4—[15] Keeping in Mind the view from Above

  • Japanese witch hazel (Hamamalis japonica) branches and cosmos (Cosmos), also known as the cherry blossoms of autumn in Japan, in a two-toned blue container with five openings.

In an arrangement for a low table or the floor, the objective is to create beautiful line and a composition which is attractive from any viewpoint. Since I got pushback in an earlier lesson for choosing dark colours, for this enterprise I decided to go boldly.

I chose the container for its colour and the fact that it could accommodate a kenzan (spiky frog) to hold the cosmos and the branches. The five holes in the vase also allowed me access to the kenzan from multiple points making it easier to create an all-around design and easily hide most of the kenzan under the ceramic without needing many leaves to do the job.

The red, gold, orange and green tones in the leaves together with the magenta and burgundy in the flowers hit every segment of the color wheel. Sensei’s verdict? Omedeto!  (Congratulations.) All points excellent.

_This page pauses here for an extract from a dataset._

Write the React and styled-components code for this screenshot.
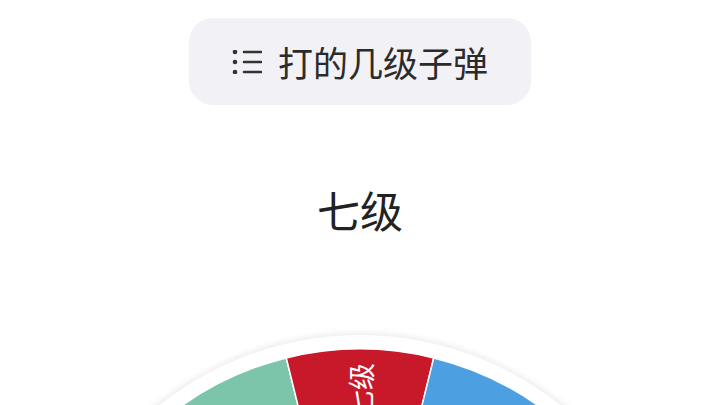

Though in ikebana it doesn’t always count as success to think so, I liked it too. For example, I liked the rich and rusty tones of an earlier work more than sensei did. Sometimes it’s a matter of preference and not necessarily rightness. Other times it’s failing to hit the execution of the theme even though the arrangement may look fantastic to the untrained eye.

I’m constantly impressed by how the top-level master teachers assess each student’s work, then remove a leaf or shift the kenzan or add a small branch and create something splendid where originally there was something very good.